Task details:
Carry none of the pictures over; set down the material below exactly.

Supplied data:

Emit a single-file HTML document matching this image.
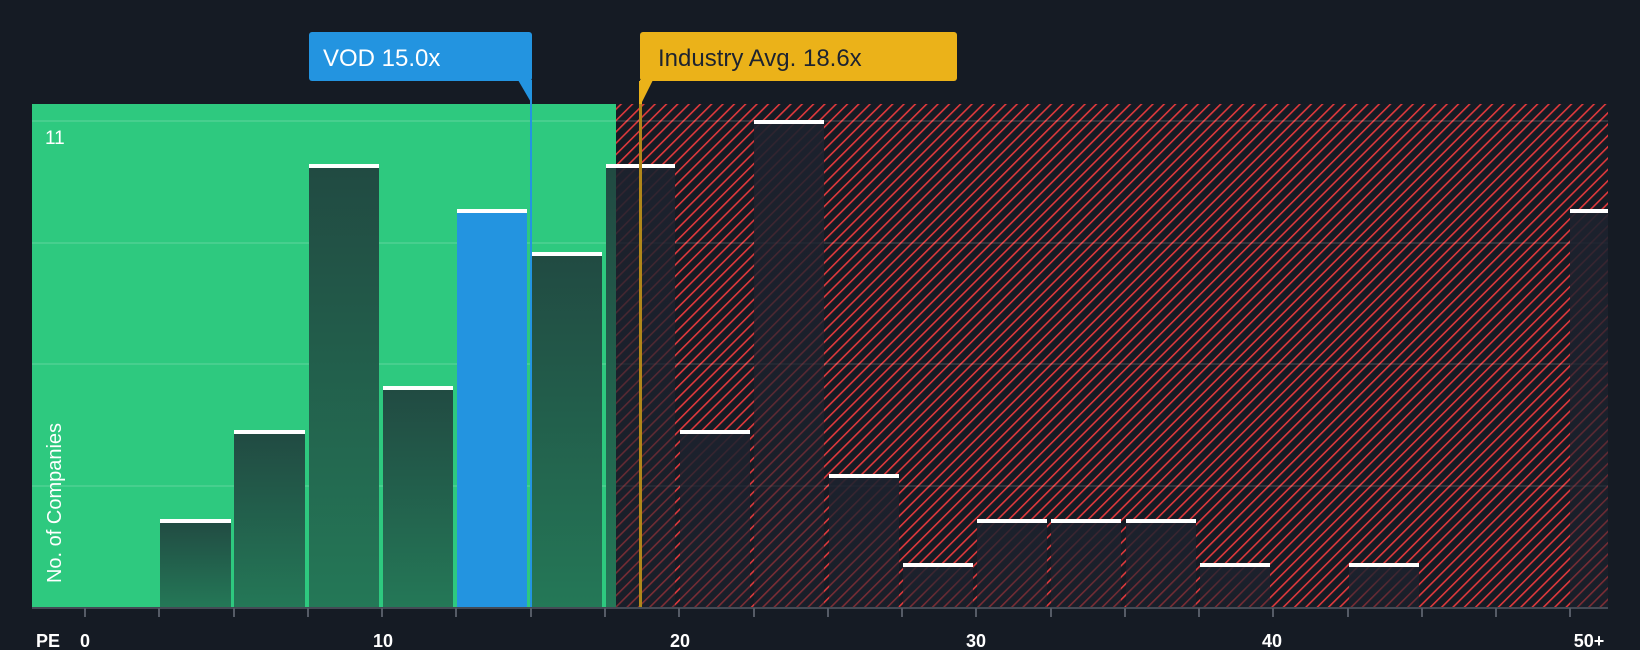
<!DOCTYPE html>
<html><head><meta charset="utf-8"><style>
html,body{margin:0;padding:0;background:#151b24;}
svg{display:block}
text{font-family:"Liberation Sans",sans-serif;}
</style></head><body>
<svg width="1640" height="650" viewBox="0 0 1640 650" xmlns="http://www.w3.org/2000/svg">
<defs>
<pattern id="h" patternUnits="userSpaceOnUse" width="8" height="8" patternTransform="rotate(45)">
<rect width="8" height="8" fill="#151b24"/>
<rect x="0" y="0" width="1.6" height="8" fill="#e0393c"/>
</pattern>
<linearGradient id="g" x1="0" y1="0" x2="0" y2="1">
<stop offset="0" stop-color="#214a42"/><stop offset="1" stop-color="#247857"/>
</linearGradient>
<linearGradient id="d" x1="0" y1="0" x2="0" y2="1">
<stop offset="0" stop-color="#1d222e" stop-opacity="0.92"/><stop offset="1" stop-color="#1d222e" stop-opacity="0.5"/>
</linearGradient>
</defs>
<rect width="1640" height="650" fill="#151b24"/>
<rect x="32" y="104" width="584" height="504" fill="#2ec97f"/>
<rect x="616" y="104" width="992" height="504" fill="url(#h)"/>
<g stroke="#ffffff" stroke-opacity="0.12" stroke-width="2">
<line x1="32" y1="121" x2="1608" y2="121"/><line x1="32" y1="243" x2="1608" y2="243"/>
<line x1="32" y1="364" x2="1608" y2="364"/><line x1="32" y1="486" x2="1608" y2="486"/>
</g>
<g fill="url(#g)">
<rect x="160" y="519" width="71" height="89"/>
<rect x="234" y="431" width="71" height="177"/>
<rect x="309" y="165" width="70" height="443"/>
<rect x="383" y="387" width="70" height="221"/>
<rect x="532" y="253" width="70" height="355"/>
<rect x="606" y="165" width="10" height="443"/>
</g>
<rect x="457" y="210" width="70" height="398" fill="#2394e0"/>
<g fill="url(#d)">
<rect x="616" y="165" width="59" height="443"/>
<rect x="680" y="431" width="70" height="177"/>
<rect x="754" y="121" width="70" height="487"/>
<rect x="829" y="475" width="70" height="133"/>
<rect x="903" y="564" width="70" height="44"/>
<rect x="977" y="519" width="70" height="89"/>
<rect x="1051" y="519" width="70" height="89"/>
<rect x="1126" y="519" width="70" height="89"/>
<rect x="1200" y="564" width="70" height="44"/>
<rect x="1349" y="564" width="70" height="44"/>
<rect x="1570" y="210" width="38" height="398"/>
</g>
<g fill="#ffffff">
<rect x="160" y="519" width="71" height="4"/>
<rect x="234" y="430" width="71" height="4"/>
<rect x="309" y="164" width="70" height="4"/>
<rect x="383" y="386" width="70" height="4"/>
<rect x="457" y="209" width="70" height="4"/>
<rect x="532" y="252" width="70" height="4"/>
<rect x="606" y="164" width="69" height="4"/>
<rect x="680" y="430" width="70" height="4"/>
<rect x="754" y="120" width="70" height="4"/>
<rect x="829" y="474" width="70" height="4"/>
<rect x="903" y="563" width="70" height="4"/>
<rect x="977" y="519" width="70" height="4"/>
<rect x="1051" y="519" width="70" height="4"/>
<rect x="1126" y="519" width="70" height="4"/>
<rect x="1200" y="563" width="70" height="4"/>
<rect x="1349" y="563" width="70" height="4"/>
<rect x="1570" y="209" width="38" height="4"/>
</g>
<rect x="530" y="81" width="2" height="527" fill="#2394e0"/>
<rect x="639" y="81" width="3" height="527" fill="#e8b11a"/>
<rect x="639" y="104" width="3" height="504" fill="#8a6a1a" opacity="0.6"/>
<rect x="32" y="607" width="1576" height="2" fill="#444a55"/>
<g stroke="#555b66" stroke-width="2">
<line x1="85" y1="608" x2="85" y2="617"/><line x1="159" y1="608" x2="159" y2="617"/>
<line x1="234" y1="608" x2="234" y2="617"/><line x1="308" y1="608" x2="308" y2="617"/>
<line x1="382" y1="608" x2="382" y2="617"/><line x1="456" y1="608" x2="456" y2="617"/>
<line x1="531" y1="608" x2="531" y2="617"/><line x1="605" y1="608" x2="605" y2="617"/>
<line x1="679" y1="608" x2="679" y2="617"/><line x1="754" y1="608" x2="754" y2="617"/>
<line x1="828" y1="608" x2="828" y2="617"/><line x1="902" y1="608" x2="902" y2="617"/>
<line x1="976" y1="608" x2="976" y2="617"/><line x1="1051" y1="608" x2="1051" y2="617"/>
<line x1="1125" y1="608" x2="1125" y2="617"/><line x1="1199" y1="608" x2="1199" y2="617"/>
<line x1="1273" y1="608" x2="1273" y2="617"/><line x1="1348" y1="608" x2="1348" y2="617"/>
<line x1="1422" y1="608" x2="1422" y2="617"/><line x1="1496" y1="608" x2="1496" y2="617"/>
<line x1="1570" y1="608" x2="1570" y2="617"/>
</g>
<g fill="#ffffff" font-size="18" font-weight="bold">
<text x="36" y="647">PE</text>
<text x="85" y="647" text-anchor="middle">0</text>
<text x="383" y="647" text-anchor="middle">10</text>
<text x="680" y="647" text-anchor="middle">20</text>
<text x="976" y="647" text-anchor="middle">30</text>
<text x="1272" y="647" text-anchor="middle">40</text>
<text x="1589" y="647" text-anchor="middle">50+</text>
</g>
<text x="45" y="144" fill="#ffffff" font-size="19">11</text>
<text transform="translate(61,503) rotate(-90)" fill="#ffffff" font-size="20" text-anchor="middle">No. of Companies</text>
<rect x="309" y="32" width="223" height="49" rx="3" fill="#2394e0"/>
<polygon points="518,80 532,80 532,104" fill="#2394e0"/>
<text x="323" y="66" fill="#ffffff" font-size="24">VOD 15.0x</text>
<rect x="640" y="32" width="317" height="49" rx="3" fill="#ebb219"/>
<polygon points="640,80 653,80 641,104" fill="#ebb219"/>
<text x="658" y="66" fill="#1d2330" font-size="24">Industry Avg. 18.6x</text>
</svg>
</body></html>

Reply to the exercise:
Emit a single-file HTML document matching this image.
<!DOCTYPE html>
<html><head><meta charset="utf-8"><style>
html,body{margin:0;padding:0;background:#151b24;}
svg{display:block}
text{font-family:"Liberation Sans",sans-serif;}
</style></head><body>
<svg width="1640" height="650" viewBox="0 0 1640 650" xmlns="http://www.w3.org/2000/svg">
<defs>
<pattern id="h" patternUnits="userSpaceOnUse" width="8" height="8" patternTransform="rotate(45)">
<rect width="8" height="8" fill="#151b24"/>
<rect x="0" y="0" width="1.6" height="8" fill="#e0393c"/>
</pattern>
<linearGradient id="g" x1="0" y1="0" x2="0" y2="1">
<stop offset="0" stop-color="#214a42"/><stop offset="1" stop-color="#247857"/>
</linearGradient>
<linearGradient id="d" x1="0" y1="0" x2="0" y2="1">
<stop offset="0" stop-color="#1d222e" stop-opacity="0.92"/><stop offset="1" stop-color="#1d222e" stop-opacity="0.5"/>
</linearGradient>
</defs>
<rect width="1640" height="650" fill="#151b24"/>
<rect x="32" y="104" width="584" height="504" fill="#2ec97f"/>
<rect x="616" y="104" width="992" height="504" fill="url(#h)"/>
<g stroke="#ffffff" stroke-opacity="0.12" stroke-width="2">
<line x1="32" y1="121" x2="1608" y2="121"/><line x1="32" y1="243" x2="1608" y2="243"/>
<line x1="32" y1="364" x2="1608" y2="364"/><line x1="32" y1="486" x2="1608" y2="486"/>
</g>
<g fill="url(#g)">
<rect x="160" y="519" width="71" height="89"/>
<rect x="234" y="431" width="71" height="177"/>
<rect x="309" y="165" width="70" height="443"/>
<rect x="383" y="387" width="70" height="221"/>
<rect x="532" y="253" width="70" height="355"/>
<rect x="606" y="165" width="10" height="443"/>
</g>
<rect x="457" y="210" width="70" height="398" fill="#2394e0"/>
<g fill="url(#d)">
<rect x="616" y="165" width="59" height="443"/>
<rect x="680" y="431" width="70" height="177"/>
<rect x="754" y="121" width="70" height="487"/>
<rect x="829" y="475" width="70" height="133"/>
<rect x="903" y="564" width="70" height="44"/>
<rect x="977" y="519" width="70" height="89"/>
<rect x="1051" y="519" width="70" height="89"/>
<rect x="1126" y="519" width="70" height="89"/>
<rect x="1200" y="564" width="70" height="44"/>
<rect x="1349" y="564" width="70" height="44"/>
<rect x="1570" y="210" width="38" height="398"/>
</g>
<g fill="#ffffff">
<rect x="160" y="519" width="71" height="4"/>
<rect x="234" y="430" width="71" height="4"/>
<rect x="309" y="164" width="70" height="4"/>
<rect x="383" y="386" width="70" height="4"/>
<rect x="457" y="209" width="70" height="4"/>
<rect x="532" y="252" width="70" height="4"/>
<rect x="606" y="164" width="69" height="4"/>
<rect x="680" y="430" width="70" height="4"/>
<rect x="754" y="120" width="70" height="4"/>
<rect x="829" y="474" width="70" height="4"/>
<rect x="903" y="563" width="70" height="4"/>
<rect x="977" y="519" width="70" height="4"/>
<rect x="1051" y="519" width="70" height="4"/>
<rect x="1126" y="519" width="70" height="4"/>
<rect x="1200" y="563" width="70" height="4"/>
<rect x="1349" y="563" width="70" height="4"/>
<rect x="1570" y="209" width="38" height="4"/>
</g>
<rect x="530" y="81" width="2" height="527" fill="#2394e0"/>
<rect x="639" y="81" width="3" height="527" fill="#e8b11a"/>
<rect x="639" y="104" width="3" height="504" fill="#8a6a1a" opacity="0.6"/>
<rect x="32" y="607" width="1576" height="2" fill="#444a55"/>
<g stroke="#555b66" stroke-width="2">
<line x1="85" y1="608" x2="85" y2="617"/><line x1="159" y1="608" x2="159" y2="617"/>
<line x1="234" y1="608" x2="234" y2="617"/><line x1="308" y1="608" x2="308" y2="617"/>
<line x1="382" y1="608" x2="382" y2="617"/><line x1="456" y1="608" x2="456" y2="617"/>
<line x1="531" y1="608" x2="531" y2="617"/><line x1="605" y1="608" x2="605" y2="617"/>
<line x1="679" y1="608" x2="679" y2="617"/><line x1="754" y1="608" x2="754" y2="617"/>
<line x1="828" y1="608" x2="828" y2="617"/><line x1="902" y1="608" x2="902" y2="617"/>
<line x1="976" y1="608" x2="976" y2="617"/><line x1="1051" y1="608" x2="1051" y2="617"/>
<line x1="1125" y1="608" x2="1125" y2="617"/><line x1="1199" y1="608" x2="1199" y2="617"/>
<line x1="1273" y1="608" x2="1273" y2="617"/><line x1="1348" y1="608" x2="1348" y2="617"/>
<line x1="1422" y1="608" x2="1422" y2="617"/><line x1="1496" y1="608" x2="1496" y2="617"/>
<line x1="1570" y1="608" x2="1570" y2="617"/>
</g>
<g fill="#ffffff" font-size="18" font-weight="bold">
<text x="36" y="647">PE</text>
<text x="85" y="647" text-anchor="middle">0</text>
<text x="383" y="647" text-anchor="middle">10</text>
<text x="680" y="647" text-anchor="middle">20</text>
<text x="976" y="647" text-anchor="middle">30</text>
<text x="1272" y="647" text-anchor="middle">40</text>
<text x="1589" y="647" text-anchor="middle">50+</text>
</g>
<text x="45" y="144" fill="#ffffff" font-size="19">11</text>
<text transform="translate(61,503) rotate(-90)" fill="#ffffff" font-size="20" text-anchor="middle">No. of Companies</text>
<rect x="309" y="32" width="223" height="49" rx="3" fill="#2394e0"/>
<polygon points="518,80 532,80 532,104" fill="#2394e0"/>
<text x="323" y="66" fill="#ffffff" font-size="24">VOD 15.0x</text>
<rect x="640" y="32" width="317" height="49" rx="3" fill="#ebb219"/>
<polygon points="640,80 653,80 641,104" fill="#ebb219"/>
<text x="658" y="66" fill="#1d2330" font-size="24">Industry Avg. 18.6x</text>
</svg>
</body></html>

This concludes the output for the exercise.